1. Problem Statement
Farmers in developing agricultural economies face massive financial barriers regarding comprehensive soil testing. Testing for dozens of chemical metrics is expensive. This project aims to identify the single most predictive soil feature that can dynamically map out ideal crop classification, drastically reducing laboratory testing costs while preserving output yield efficiency.
2. Dataset
- Source: Sourced from public agricultural repositories combined with Kaggle’s comprehensive soil composition datasets.
- Dataset Size: 2,200 unique soil samples spanning 22 distinct crop classifications.
- Features: Nitrogen (N), Phosphorous (P), Potassium (K) ratios, along with temperature, humidity, pH values, and rainfall.

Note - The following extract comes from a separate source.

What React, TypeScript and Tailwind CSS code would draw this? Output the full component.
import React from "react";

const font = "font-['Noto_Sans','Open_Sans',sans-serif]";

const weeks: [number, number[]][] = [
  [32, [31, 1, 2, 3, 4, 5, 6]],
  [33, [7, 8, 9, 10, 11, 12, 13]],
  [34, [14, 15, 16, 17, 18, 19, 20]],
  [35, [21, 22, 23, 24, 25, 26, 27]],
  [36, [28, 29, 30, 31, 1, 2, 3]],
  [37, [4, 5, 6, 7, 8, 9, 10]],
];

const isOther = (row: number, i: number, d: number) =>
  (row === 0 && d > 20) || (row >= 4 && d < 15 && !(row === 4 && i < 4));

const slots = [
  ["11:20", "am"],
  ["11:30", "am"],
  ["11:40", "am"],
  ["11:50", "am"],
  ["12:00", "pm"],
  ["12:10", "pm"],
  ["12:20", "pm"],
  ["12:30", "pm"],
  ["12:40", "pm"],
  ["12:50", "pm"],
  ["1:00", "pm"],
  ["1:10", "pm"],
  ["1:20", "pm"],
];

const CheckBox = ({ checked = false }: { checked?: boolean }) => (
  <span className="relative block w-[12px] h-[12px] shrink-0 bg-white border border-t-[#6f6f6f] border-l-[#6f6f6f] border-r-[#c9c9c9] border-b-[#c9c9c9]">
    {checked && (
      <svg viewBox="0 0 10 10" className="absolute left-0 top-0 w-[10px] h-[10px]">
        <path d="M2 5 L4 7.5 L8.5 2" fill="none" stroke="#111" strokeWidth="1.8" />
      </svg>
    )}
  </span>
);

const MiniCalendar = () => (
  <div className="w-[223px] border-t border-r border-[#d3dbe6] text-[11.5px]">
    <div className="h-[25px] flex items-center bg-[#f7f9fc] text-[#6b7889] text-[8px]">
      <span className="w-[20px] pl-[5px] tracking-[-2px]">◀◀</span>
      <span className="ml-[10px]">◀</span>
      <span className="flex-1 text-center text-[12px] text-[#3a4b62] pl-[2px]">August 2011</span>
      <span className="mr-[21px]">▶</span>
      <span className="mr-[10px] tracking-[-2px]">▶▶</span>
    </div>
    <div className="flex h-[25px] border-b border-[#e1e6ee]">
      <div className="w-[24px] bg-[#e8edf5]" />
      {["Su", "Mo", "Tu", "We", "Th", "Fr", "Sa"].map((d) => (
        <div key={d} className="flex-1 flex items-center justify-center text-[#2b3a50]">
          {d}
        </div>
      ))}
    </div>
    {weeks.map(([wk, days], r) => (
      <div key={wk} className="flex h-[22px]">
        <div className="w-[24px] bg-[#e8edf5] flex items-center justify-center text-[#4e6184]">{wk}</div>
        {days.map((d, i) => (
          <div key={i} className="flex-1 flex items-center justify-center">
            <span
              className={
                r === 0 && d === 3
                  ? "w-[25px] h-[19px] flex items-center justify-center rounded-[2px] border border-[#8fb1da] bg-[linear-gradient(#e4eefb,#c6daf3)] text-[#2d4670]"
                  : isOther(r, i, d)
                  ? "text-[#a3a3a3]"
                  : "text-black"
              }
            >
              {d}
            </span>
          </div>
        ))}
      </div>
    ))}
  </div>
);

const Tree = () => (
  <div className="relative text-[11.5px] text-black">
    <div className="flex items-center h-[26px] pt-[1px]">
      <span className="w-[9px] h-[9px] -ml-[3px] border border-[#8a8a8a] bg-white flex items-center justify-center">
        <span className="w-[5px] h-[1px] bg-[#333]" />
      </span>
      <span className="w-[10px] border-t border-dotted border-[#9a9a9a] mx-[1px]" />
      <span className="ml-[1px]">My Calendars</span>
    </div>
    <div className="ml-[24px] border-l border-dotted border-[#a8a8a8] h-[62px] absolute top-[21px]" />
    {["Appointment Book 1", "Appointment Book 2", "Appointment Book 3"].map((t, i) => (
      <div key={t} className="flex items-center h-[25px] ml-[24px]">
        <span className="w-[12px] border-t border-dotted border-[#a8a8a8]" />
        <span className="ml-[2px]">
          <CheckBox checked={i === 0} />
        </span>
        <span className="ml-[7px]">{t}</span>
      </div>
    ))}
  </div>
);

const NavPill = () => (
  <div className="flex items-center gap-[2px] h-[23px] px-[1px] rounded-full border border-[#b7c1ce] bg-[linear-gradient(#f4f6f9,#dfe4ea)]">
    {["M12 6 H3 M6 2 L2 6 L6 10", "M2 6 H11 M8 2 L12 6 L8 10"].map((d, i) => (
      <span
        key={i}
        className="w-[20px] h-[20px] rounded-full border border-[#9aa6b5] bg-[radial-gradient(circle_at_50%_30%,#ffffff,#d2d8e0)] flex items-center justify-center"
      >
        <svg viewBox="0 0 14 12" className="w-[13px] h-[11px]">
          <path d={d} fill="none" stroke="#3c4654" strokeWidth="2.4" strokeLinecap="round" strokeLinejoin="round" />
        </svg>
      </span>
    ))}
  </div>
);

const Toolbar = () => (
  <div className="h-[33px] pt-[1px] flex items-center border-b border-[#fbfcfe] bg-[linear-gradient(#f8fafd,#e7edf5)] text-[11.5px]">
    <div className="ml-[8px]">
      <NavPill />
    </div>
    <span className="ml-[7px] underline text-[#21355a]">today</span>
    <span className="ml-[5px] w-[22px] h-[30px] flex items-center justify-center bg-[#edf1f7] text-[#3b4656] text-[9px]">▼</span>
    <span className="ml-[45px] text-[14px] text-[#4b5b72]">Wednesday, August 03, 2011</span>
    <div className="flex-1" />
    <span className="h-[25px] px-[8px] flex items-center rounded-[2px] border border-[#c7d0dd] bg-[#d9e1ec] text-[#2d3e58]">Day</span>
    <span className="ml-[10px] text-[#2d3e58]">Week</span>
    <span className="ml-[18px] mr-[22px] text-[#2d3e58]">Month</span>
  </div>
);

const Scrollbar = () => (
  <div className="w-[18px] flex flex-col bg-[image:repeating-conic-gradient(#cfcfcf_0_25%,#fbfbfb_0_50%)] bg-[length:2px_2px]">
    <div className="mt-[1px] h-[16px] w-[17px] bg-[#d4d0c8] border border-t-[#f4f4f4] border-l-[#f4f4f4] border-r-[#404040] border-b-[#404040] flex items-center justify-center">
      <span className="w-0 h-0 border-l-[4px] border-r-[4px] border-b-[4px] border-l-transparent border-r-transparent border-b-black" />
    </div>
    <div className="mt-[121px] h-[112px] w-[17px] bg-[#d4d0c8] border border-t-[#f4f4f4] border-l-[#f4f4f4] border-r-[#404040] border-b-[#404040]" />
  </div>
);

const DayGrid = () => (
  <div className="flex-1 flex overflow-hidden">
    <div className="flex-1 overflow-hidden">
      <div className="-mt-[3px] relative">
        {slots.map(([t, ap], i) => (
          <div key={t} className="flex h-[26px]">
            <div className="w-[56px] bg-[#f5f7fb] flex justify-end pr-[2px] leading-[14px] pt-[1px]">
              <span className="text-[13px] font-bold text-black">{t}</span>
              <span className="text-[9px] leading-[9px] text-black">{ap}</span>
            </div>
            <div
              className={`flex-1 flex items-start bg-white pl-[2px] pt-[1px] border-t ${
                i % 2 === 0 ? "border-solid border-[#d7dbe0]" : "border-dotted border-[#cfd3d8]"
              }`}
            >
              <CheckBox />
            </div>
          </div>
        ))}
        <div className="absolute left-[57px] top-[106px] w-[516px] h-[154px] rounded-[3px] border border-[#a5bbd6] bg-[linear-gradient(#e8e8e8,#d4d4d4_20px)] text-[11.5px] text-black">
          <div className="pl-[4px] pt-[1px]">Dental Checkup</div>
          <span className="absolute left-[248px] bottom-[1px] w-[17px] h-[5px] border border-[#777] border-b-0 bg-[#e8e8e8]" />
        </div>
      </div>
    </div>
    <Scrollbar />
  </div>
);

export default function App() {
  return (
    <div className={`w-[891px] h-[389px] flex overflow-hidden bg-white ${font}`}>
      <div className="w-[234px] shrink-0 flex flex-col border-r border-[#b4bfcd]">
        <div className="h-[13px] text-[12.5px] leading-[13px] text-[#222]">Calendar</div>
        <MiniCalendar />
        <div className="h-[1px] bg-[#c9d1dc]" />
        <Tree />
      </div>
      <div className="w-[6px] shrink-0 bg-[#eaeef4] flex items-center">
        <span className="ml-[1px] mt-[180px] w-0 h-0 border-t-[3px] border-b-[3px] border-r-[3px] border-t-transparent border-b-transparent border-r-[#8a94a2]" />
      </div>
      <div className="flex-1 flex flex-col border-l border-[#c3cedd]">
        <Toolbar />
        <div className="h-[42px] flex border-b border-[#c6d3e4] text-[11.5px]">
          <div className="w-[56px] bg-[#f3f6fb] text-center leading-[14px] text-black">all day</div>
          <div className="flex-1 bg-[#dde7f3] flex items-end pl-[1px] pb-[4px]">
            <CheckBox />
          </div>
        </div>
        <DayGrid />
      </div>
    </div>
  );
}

- Preprocessing: Handled minor multi-collinearity issues. Removed anomalous outliers in rainfall data using Interquartile Range (IQR) clipping to standardize crop expectation metrics.
3. Feature Engineering
- Interaction Ratios: Generated features mapping the critical N/P/K ratios against baseline humidity metrics to establish compound indicators of soil health.

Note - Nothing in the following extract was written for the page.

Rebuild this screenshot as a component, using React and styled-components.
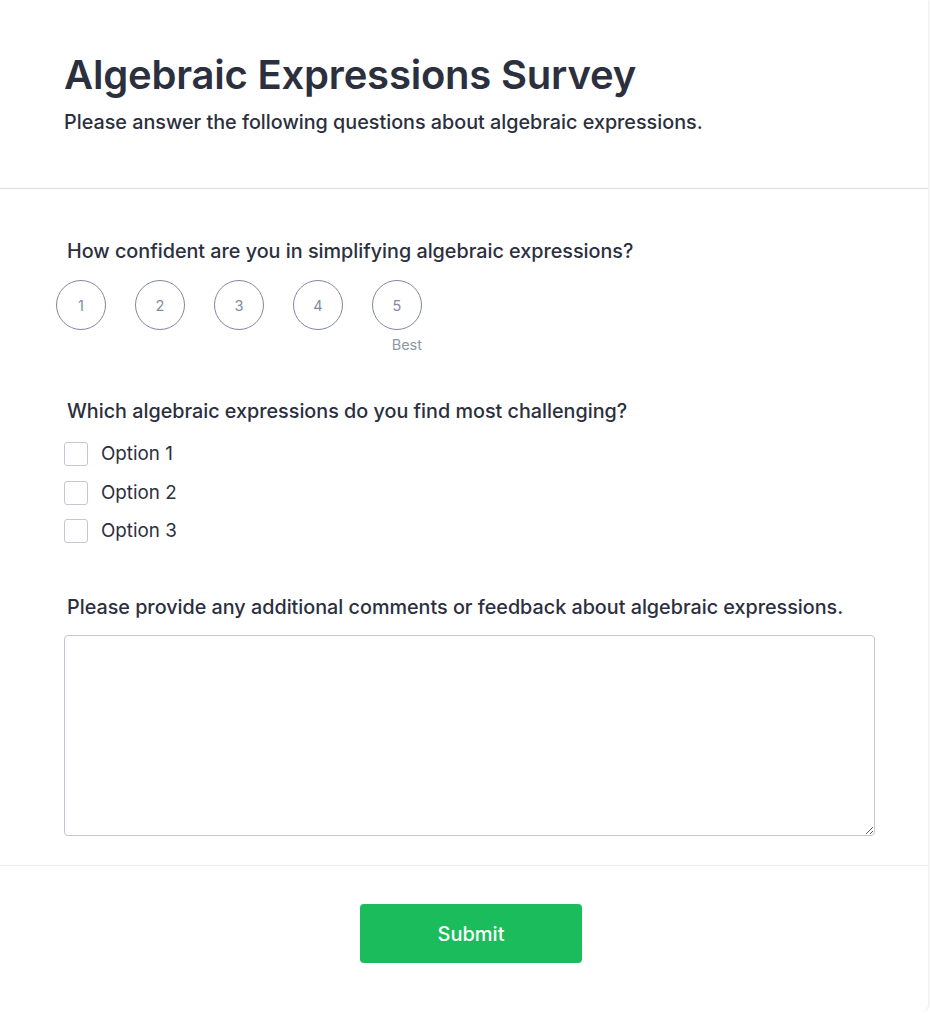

- Mathematical Transformations: Applied log-transformations to rainfall and temperature inputs which were originally heavily skewed left, ensuring they followed roughly normal distributions acceptable for linear evaluation.
4. Models Tested
| Model | Accuracy | F1 Score |
|---|---|---|
| K-Nearest Neighbors (Baseline) | 0.65 | 0.63 |
| Logistic Regression (Multi-class) | 0.72 | 0.71 |
| Decision Tree Classifier | 0.85 | 0.84 |
| Support Vector Machine (RBF) | 0.81 | 0.79 |
5. Final Model
The Decision Tree Classifier was explicitly chosen. Not only did it achieve top-tier performance natively, but the intrinsic nature of decision trees provides absolute, transparent feature importance. Specifically, evaluating nodes immediately confirmed that ‘Potassium’ (K) levels carried the highest singular information gain, effectively answering the core problem statement.
6. Evaluation
- Confusion Matrix: High density along the true-positive diagonal. Misclassifications predominantly occurred strictly between biogenetically similar crops (e.g., specific pulse varieties).
- ROC Curve: One-vs-Rest AUC curves ranged between 0.89 to 0.94 for various crop classes.

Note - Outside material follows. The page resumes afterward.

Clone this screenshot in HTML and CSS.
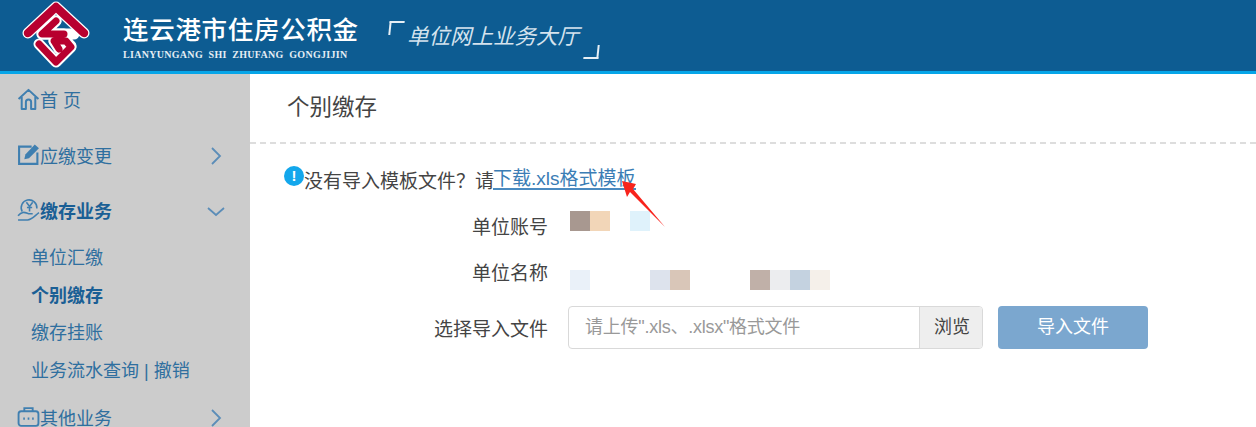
FILE: index.html
```html
<!DOCTYPE html>
<html lang="zh-CN">
<head>
  <meta charset="UTF-8">
  <title>单位网上业务大厅</title>
  <link rel="stylesheet" href="styles.css">
</head>
<body>

  <div class="header">
    <svg class="logo" width="74" height="70" viewBox="0 0 74 70" fill="none" stroke-linecap="round" stroke-linejoin="round">
      <path d="M10 33 L38 7 L66 33 M38 21 L24 34 H46 M21 44 L38 62 L53 47 L48 41 H36 L41 49" stroke="#fff" stroke-width="11"/>
      <path d="M38 21 L24 34 H44 L56 34 M36 41 H48 L53 46" stroke="#fff" stroke-width="11"/>
      <path d="M10 33 L38 7 L66 33" stroke="#b8002f" stroke-width="8.5"/>
      <path d="M38 21 L24 34 H46 M21 44 L38 62 L53 47 L48 41 H36 L41 49" stroke="#b8002f" stroke-width="7"/>
    </svg>
    <div class="brand">
      <div class="brand_cn">连云港市住房公积金</div>
      <div class="brand_en">LIANYUNGANG&nbsp; SHI&nbsp; ZHUFANG&nbsp; GONGJIJIN</div>
    </div>
    <div class="hall">
      <span class="corner corner_tl"></span>
      <span class="hall_text">单位网上业务大厅</span>
      <span class="corner corner_br"></span>
    </div>
  </div>

  <div class="main">
    <div class="side">
      <div class="menu_item menu_first">
        <svg class="menu_icon" viewBox="0 0 22 22" fill="none" stroke="#3f7fb0" stroke-width="1.9" stroke-linejoin="round">
          <path d="M1.5 10.5 L11 1.8 L20.5 10.5 M4.5 8.5 V20 H8.5 V13.5 A2.5 2.5 0 0 1 13.5 13.5 V20 H17.5 V8.5"/>
        </svg>
        <span>首 页</span>
      </div>
      <div class="menu_item">
        <svg class="menu_icon" viewBox="0 0 22 22" fill="none" stroke="#3f7fb0" stroke-width="2">
          <path d="M14 3.5 H2 V20 H19.5 V9"/>
          <path d="M7 15.5 L8 11 L17 1.5 L21 5 L11.5 14.5 Z" fill="#3f7fb0" stroke="none"/>
        </svg>
        <span>应缴变更</span>
        <svg class="arrow" width="12" height="18" viewBox="0 0 12 18" fill="none" stroke="#5b8db8" stroke-width="1.8"><path d="M2 1 L10 9 L2 17"/></svg>
      </div>
      <div class="menu_item menu_open">
        <svg class="menu_icon" viewBox="0 0 22 22" fill="none" stroke="#3f7fb0" stroke-width="1.5">
          <path d="M5 13 A7.5 7.5 0 1 1 19 10"/>
          <path d="M9 4 L12 8 L15 4 M12 8 V13 M9.5 9 H14.5"/>
          <path d="M1 17 C5 12 8 14 11 15 H15 M1 21 H10 C14 21 17 17 21 14"/>
        </svg>
        <span>缴存业务</span>
        <svg class="arrow arrow_down" width="18" height="10" viewBox="0 0 18 10" fill="none" stroke="#5b8db8" stroke-width="1.8"><path d="M1 1 L9 8 L17 1"/></svg>
      </div>
      <div class="sub_menu">
        <div class="sub_item">单位汇缴</div>
        <div class="sub_item sub_active">个别缴存</div>
        <div class="sub_item">缴存挂账</div>
        <div class="sub_item">业务流水查询 | 撤销</div>
      </div>
      <div class="menu_item">
        <svg class="menu_icon" viewBox="0 0 22 22" fill="none" stroke="#3f7fb0" stroke-width="1.8">
          <rect x="1.5" y="6" width="19" height="14" rx="2.5"/>
          <path d="M7 6 V3 H15 V6"/>
          <path d="M6 13 H7.5 M10.2 13 H11.8 M14.5 13 H16" stroke-width="2"/>
        </svg>
        <span>其他业务</span>
        <svg class="arrow" width="12" height="18" viewBox="0 0 12 18" fill="none" stroke="#5b8db8" stroke-width="1.8"><path d="M2 1 L10 9 L2 17"/></svg>
      </div>
    </div>

    <div class="content">
      <div class="page_title">个别缴存</div>
      <div class="notice">
        <span class="notice_icon">!</span>没有导入模板文件？请<a class="notice_link" href="#">下载.xls格式模板</a>
        <svg class="pointer" width="45" height="50" viewBox="0 0 45 50">
          <path d="M0 2 L14 5 L11 10 L43 48 L8 13 L5 18 Z" fill="#f8231c"/>
        </svg>
      </div>
      <div class="form_row form_row_account">
        <div class="form_label">单位账号</div>
        <div class="mosaic">
          <i style="background:#a89890"></i><i style="background:#f2d6b8"></i><i></i><i style="background:#dff2fb"></i>
        </div>
      </div>
      <div class="form_row form_row_name">
        <div class="form_label">单位名称</div>
        <div class="mosaic mosaic_low">
          <i style="background:#eaf1f9"></i><i></i><i></i><i></i><i style="background:#dde3ed"></i><i style="background:#d9c6b8"></i><i></i><i></i><i></i>
          <i style="background:#c0b0a8"></i><i style="background:#ecedef"></i><i style="background:#c4d2e0"></i><i style="background:#f5f0ea"></i>
        </div>
      </div>
      <div class="form_row form_row_file">
        <div class="form_label">选择导入文件</div>
        <div class="file_box">
          <div class="file_hint">请上传".xls、.xlsx"格式文件</div>
          <div class="file_btn">浏览</div>
        </div>
        <div class="import_btn">导入文件</div>
      </div>
    </div>
  </div>

</body>
</html>
```

FILE: styles.css
```css
html, body {
  height: 100%;
}
body {
  margin: 0;
  overflow: hidden;
  background: #fff;
  color: #444;
  font-family: "Liberation Sans", "Noto Sans CJK SC", sans-serif;
  font-size: 19px;
}
.header {
  height: 71px;
  background: #0d5c92;
  border-top: 1px solid #2f7299;
  border-bottom: 3px solid #06a5e8;
  margin-top: -1px;
  display: flex;
  align-items: flex-start;
}
.logo {
  margin-left: 18px;
  flex: none;
}
.brand {
  width: 237px;
  margin: 11px 0 0 31px;
  color: #fff;
}
.brand_cn {
  font-family: "Noto Sans CJK SC", serif;
  font-size: 25.5px;
  line-height: 34px;
  letter-spacing: 0.7px;
  font-weight: 500;
  white-space: nowrap;
}
.brand_en {
  font-family: "Liberation Serif", serif;
  font-size: 10px;
  font-weight: bold;
  line-height: 14px;
  margin-top: 3px;
  letter-spacing: 0.3px;
  color: #e4edf4;
  white-space: nowrap;
}
.hall {
  position: relative;
  width: 192px;
  height: 38px;
  margin: 21px 0 0 29px;
  padding-left: 18px;
  color: #d5e3ee;
  font-size: 21.5px;
  line-height: 30px;
  font-style: italic;
}
.hall_text {
  display: block;
  margin-top: 1px;
  white-space: nowrap;
}
.corner {
  position: absolute;
  width: 13px;
  height: 12px;
  border: solid #e6eff5;
  border-width: 0;
}
.corner_tl {
  left: 0;
  top: 0;
  border-top-width: 2px;
  border-left-width: 2px;
  transform: skewX(-6deg);
}
.corner_br {
  right: 0;
  bottom: 0;
  border-bottom-width: 2px;
  border-right-width: 2px;
  transform: skewX(-6deg);
}
.main {
  display: flex;
  height: 353px;
}
.side {
  width: 250px;
  flex: none;
  background: #cccccc;
  overflow: hidden;
  color: #2f6f9f;
  font-size: 18px;
}
.menu_item {
  height: 55px;
  display: flex;
  align-items: center;
  padding-left: 17px;
  position: relative;
}
.menu_first {
  height: 56px;
  margin-top: -3px;
}
.menu_icon {
  width: 23px;
  height: 23px;
  flex: none;
}
.menu_open {
  font-weight: bold;
  color: #1a5f95;
}
.arrow {
  position: absolute;
  right: 28px;
  top: 20px;
}
.arrow_down {
  right: 25px;
  top: 25px;
}
.sub_menu {
  padding-left: 31px;
  margin: 3px 0 -1px;
}
.sub_item {
  height: 37.5px;
  line-height: 37.5px;
  white-space: nowrap;
}
.sub_active {
  font-weight: bold;
  color: #1a5f95;
}
.content {
  flex: 1;
}
.page_title {
  height: 70px;
  line-height: 68px;
  padding-left: 37px;
  font-size: 22.5px;
  border-bottom: 2px dashed #dddddd;
  box-sizing: border-box;
}
.notice {
  position: relative;
  margin: 20px 0 0 34px;
  height: 30px;
  display: flex;
  align-items: center;
  white-space: nowrap;
}
.notice_icon {
  width: 20px;
  height: 20px;
  margin-top: -6px;
  border-radius: 50%;
  background: #13a7ec;
  color: #fff;
  font-size: 15px;
  font-weight: bold;
  line-height: 20px;
  text-align: center;
  flex: none;
}
.notice_link {
  margin-left: -1px;
  color: #3b7db5;
  border-bottom: 2px solid #4a8ac0;
  line-height: 19px;
  text-decoration: none;
}
.pointer {
  position: absolute;
  left: 338px;
  top: 15px;
}
.form_row {
  display: flex;
  align-items: center;
}
.form_row_account {
  margin-top: 9px;
  height: 44px;
}
.form_row_name {
  margin-top: -2px;
  height: 52px;
}
.form_row_file {
  margin-top: 9px;
  height: 43px;
}
.form_label {
  width: 298px;
  text-align: right;
  flex: none;
}
.mosaic {
  display: flex;
  margin: -8px 0 0 22px;
}
.mosaic_low {
  margin-top: 18px;
}
.mosaic i {
  display: block;
  width: 20px;
  height: 20px;
}
.file_box {
  display: flex;
  width: 415px;
  height: 43px;
  margin-left: 20px;
  border: 1px solid #d9d9d9;
  border-radius: 4px;
  box-sizing: border-box;
  overflow: hidden;
  font-size: 18px;
}
.file_hint {
  flex: 1;
  padding-left: 16px;
  line-height: 41px;
  color: #999;
  letter-spacing: -0.25px;
  white-space: nowrap;
}
.file_btn {
  width: 60px;
  padding-left: 2px;
  text-align: center;
  line-height: 41px;
  background: #eeeeee;
  border-left: 1px solid #d9d9d9;
}
.import_btn {
  width: 150px;
  height: 43px;
  margin-left: 15px;
  line-height: 43px;
  text-align: center;
  font-size: 18px;
  color: #fff;
  background: #7ba7cf;
  border-radius: 4px;
}
```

- Cross-Validation: Verified resilience using 10-fold cross-validation showing minimal variance in multi-class accuracy metrics (< 0.02 delta).
7. System Architecture
8. Key Learnings
The highest accuracy isn’t always the goal. While a deep neural network might squeeze out an extra 2% accuracy, it fundamentally fails the business objective of transparency and variable isolation. Understanding domain constraints (testing costs) is just as critical as algorithmic deployment.
9. GitHub Repository
Source Code: Predictive Agriculture
10. Future Improvements
- Expand the model to incorporate real-time local weather API feeds for dynamically shifting recommendations.
- Refine the decision thresholds directly into a simple mobile app calculator for farmers in remote regions disconnected from the internet.